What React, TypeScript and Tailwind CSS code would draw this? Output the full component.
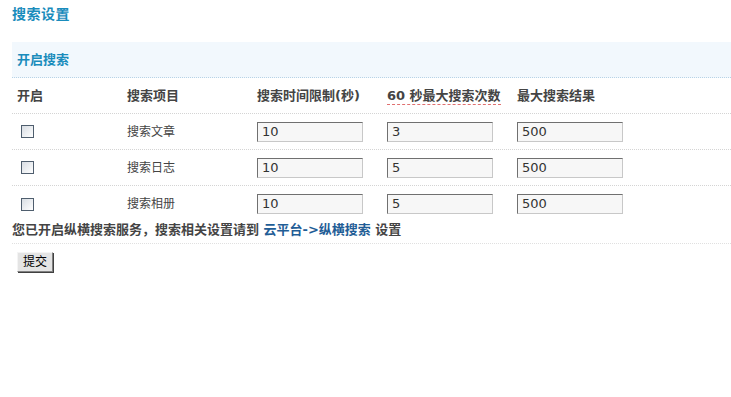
import React from 'react';

const rows = [
  { name: '搜索文章', time: '10', count: '3', max: '500' },
  { name: '搜索日志', time: '10', count: '5', max: '500' },
  { name: '搜索相册', time: '10', count: '5', max: '500' },
];

const font = { fontFamily: '"DejaVu Sans", "Noto Sans CJK SC", sans-serif' };

export default function App() {
  return (
    <div className="w-[731px] h-[397px] bg-white text-[#333] pl-3" style={font}>
      {/* Title */}
      <h2 className="pt-[6px] h-[42px] text-[14px] font-bold leading-[16px] text-[#1a8cbc] tracking-[0.5px]">
        搜索设置
      </h2>

      {/* Panel header */}
      <div className="h-[36px] bg-[#f2f8fd] border-b border-dotted border-[#b8d3e6] pl-[5px] flex items-center">
        <span className="text-[13px] font-bold text-[#1a8cbc]">开启搜索</span>
      </div>

      {/* Column header */}
      <div className="flex h-[36px] items-center border-b border-dotted border-[#d4d4d4] text-[13px] font-bold text-[#444]">
        <div className="w-[110px] pl-[5px]">开启</div>
        <div className="w-[130px] pl-[5px]">搜索项目</div>
        <div className="w-[130px] pl-[5px]">搜索时间限制(秒)</div>
        <div className="w-[130px] pl-[5px]">
          <span className="border-b border-dashed border-[#e07070] pb-[1px]">60 秒最大搜索次数</span>
        </div>
        <div className="pl-[5px]">最大搜索结果</div>
      </div>

      {rows.map((r, i) => (
        <SearchRow key={r.name} row={r} last={i === rows.length - 1} />
      ))}

      {/* Notice */}
      <div className="h-[22px] leading-[15px] border-b border-dotted border-[#e0e0e0] text-[13px] font-bold text-[#444]">
        您已开启纵横搜索服务，搜索相关设置请到&nbsp;
        <a href="#" className="text-[#1f5d96]">云平台-&gt;纵横搜索</a>
        &nbsp;设置
      </div>

      <div className="flex pt-[8px] pl-[5px]">
        <button className="h-[20px] px-[5px] text-[12px] leading-none text-black bg-[#e4e4e4] border border-t-[#f4f4f4] border-l-[#f4f4f4] border-r-[#808080] border-b-[#808080] shadow-[1px_1px_0_#404040]">
          提交
        </button>
      </div>
    </div>
  );
}

interface SearchRowProps {
  row: { name: string; time: string; count: string; max: string };
  last: boolean;
}

const SearchRow: React.FC<SearchRowProps> = ({ row, last }) => {
  return (
    <div
      className={
        last
          ? 'flex h-[36px] items-center text-[12px]'
          : 'flex h-[36px] items-center text-[12px] border-b border-dotted border-[#d4d4d4]'
      }
    >
      <div className="w-[110px] pl-[9px]">
        <span className="block w-[13px] h-[13px] border border-[#4f5e6e] bg-gradient-to-br from-[#d8dde3] to-white" />
      </div>
      <div className="w-[130px] pl-[5px] text-[#444]">{row.name}</div>
      <div className="w-[130px] pl-[5px]">
        <Field value={row.time} />
      </div>
      <div className="w-[130px] pl-[5px]">
        <Field value={row.count} />
      </div>
      <div className="pl-[5px]">
        <Field value={row.max} />
      </div>
    </div>
  );
};

const Field: React.FC<{ value: string }> = ({ value }) => (
  <div className="w-[106px] h-[20px] bg-[#f7f7f7] border border-t-[#707070] border-l-[#707070] border-r-[#c8c8c8] border-b-[#c8c8c8] pl-[4px] text-[13px] leading-[18px] text-[#333]">
    {value}
  </div>
);
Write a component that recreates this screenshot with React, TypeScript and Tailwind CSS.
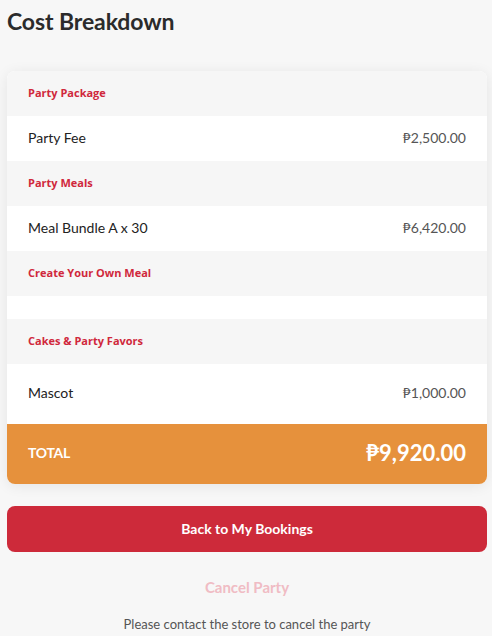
const sections: { title: string; items: { name: string; price: string }[]; emptyRow?: boolean; tall?: boolean }[] = [
  { title: "Party Package", items: [{ name: "Party Fee", price: "₱2,500.00" }] },
  { title: "Party Meals", items: [{ name: "Meal Bundle A x 30", price: "₱6,420.00" }] },
  { title: "Create Your Own Meal", items: [], emptyRow: true },
  { title: "Cakes & Party Favors", items: [{ name: "Mascot", price: "₱1,000.00" }], tall: true },
];

export default function App() {
  return (
    <div className="min-h-screen w-[492px] bg-[#f7f7f7] pl-[7px] pr-[5px] font-['Lato',sans-serif] text-[#333]">
      <h1 className="pt-[7px] text-[23px] font-bold leading-[28px] tracking-[-0.1px] text-[#2b2b2b]">
        Cost Breakdown
      </h1>

      {/* Breakdown card */}
      <div className="mt-[36px] overflow-hidden rounded-[8px] bg-white shadow-[0_2px_14px_rgba(0,0,0,0.08)]">
        {sections.map((s) => (
          <div key={s.title}>
            <div className="flex h-[45px] items-center bg-[#f6f6f6] px-[21px] font-['Open_Sans',sans-serif] text-[11px] font-bold text-[#d0283c]">
              {s.title}
            </div>
            {s.emptyRow && <div className="h-[23px] bg-white" />}
            {s.items.map((it) => (
              <div
                key={it.name}
                className={`flex items-center justify-between bg-white px-[21px] pb-[3px] ${s.tall ? "h-[60px]" : "h-[45px]"}`}
              >
                <span className="text-[14px] text-[#222]">{it.name}</span>
                <span className="text-[14px] text-[#555]">{it.price}</span>
              </div>
            ))}
          </div>
        ))}

        <div className="flex h-[60px] items-center justify-between bg-[#e6913c] px-[21px] pb-[3px] text-white">
          <span className="text-[14px] font-bold tracking-[-0.3px]">TOTAL</span>
          <span className="text-[22px] font-bold">₱9,920.00</span>
        </div>
      </div>

      <button className="mt-[22px] flex h-[46px] w-full items-center justify-center rounded-[8px] bg-[#cd2a3a] pb-[2px] text-[14px] font-bold text-white">
        Back to My Bookings
      </button>

      <div className="mt-[24px] text-center text-[15px] font-bold text-[#f0bcc4]">Cancel Party</div>

      <p className="mt-[16px] text-center text-[13px] text-[#555]">
        Please contact the store to cancel the party
      </p>
    </div>
  );
}
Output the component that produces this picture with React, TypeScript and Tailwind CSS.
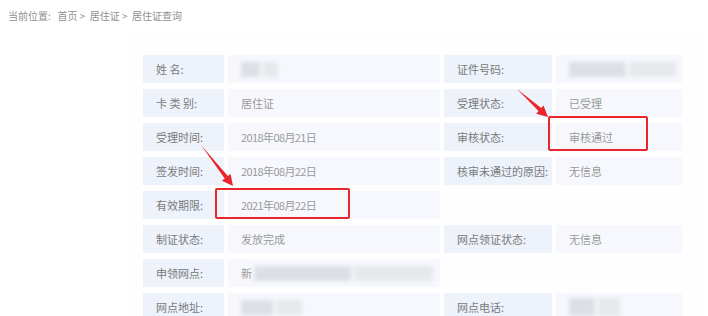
const font = { fontFamily: '"Microsoft YaHei", "Noto Sans CJK SC", sans-serif' };

function Label({ text }: { text: string }) {
	return (
		<div className="h-[28px] flex items-center pl-[13px] bg-[#edf2fb] text-[11px] text-[#7a7a7a]">
			{text}
		</div>
	);
}

function Value({ children, date }: { children?: React.ReactNode; date?: boolean }) {
	return (
		<div className={`h-[28px] flex items-center pl-[13px] bg-[#f6f8fd] text-[11px] text-[#9a9a9a] overflow-hidden ${date ? "tracking-[-0.6px]" : ""}`}>
			{children}
		</div>
	);
}

function Blur({ w, h = 15 }: { w: number; h?: number }) {
	return (
		<div className="flex gap-[3px] blur-[2px]">
			<div className="bg-[#dcdfe4]" style={{ width: w * 0.55, height: h }}></div>
			<div className="bg-[#e6e8ec]" style={{ width: w * 0.45, height: h }}></div>
		</div>
	);
}

function arrowPoints(tx: number, ty: number, hx: number, hy: number) {
	const dx = hx - tx, dy = hy - ty;
	const len = Math.hypot(dx, dy);
	const ux = dx / len, uy = dy / len;
	const nx = -uy, ny = ux;
	const bx = hx - ux * 11, by = hy - uy * 11;
	const p = [
		[tx, ty],
		[bx + nx * 2, by + ny * 2],
		[bx + nx * 5.5, by + ny * 5.5],
		[hx, hy],
		[bx - nx * 5.5, by - ny * 5.5],
		[bx - nx * 2, by - ny * 2],
	];
	return p.map(([x, y]) => `${x.toFixed(1)},${y.toFixed(1)}`).join(" ");
}

export default function App() {
	return (
		<div className="relative w-[708px] h-[316px] overflow-hidden bg-white" style={font}>
			<div className="h-[33px] pl-[8px] pt-[9px] text-[10px] text-[#909090] leading-[14px]">
				当前位置:&nbsp;&nbsp; 首页 &gt;&nbsp; 居住证 &gt;&nbsp; 居住证查询
			</div>
			<div className="ml-[127px] w-[573px] h-[290px] bg-[#fefeff] pt-[22px] pl-[16px]">
				<div className="grid grid-cols-[81px_212px_108px_126px] gap-x-[4px] gap-y-[6px]">
					<Label text="姓 名:" />
					<Value><Blur w={34} /></Value>
					<Label text="证件号码:" />
					<Value><Blur w={104} /></Value>

					<Label text="卡 类 别:" />
					<Value>居住证</Value>
					<Label text="受理状态:" />
					<Value>已受理</Value>

					<Label text="受理时间:" />
					<Value date>2018年08月21日</Value>
					<Label text="审核状态:" />
					<Value>审核通过</Value>

					<Label text="签发时间:" />
					<Value date>2018年08月22日</Value>
					<Label text="核审未通过的原因:" />
					<Value>无信息</Value>

					<Label text="有效期限:" />
					<Value date>2021年08月22日</Value>
					<div></div>
					<div></div>

					<Label text="制证状态:" />
					<Value>发放完成</Value>
					<Label text="网点领证状态:" />
					<Value>无信息</Value>

					<Label text="申领网点:" />
					<Value>
						<span className="mr-[2px]">新</span>
						<Blur w={176} />
					</Value>
					<div></div>
					<div></div>

					<Label text="网点地址:" />
					<Value><Blur w={58} /></Value>
					<Label text="网点电话:" />
					<Value><Blur w={48} h={18} /></Value>
				</div>
			</div>

			<div className="absolute left-[548px] top-[116px] w-[100px] h-[35px] border-2 border-[#e8262b] rounded-[2px]"></div>
			<div className="absolute left-[215px] top-[188px] w-[135px] h-[31px] border-2 border-[#e8262b] rounded-[2px]"></div>
			<svg className="absolute left-0 top-0 pointer-events-none" width="708" height="316">
				<polygon points={arrowPoints(517, 89, 548, 117)} fill="#e8262b" />
				<polygon points={arrowPoints(201, 145, 233, 186)} fill="#e8262b" />
			</svg>
		</div>
	);
}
==================================================
◆ WHAT YOU ARE ASKED TO DO
Give back exactly the lines from the first line of the data through the line with "import React from 'react';", pictures excluded.

◆ FINISHED EXERCISE
What React, TypeScript and Tailwind CSS code would draw this? Output the full component.
import React from 'react';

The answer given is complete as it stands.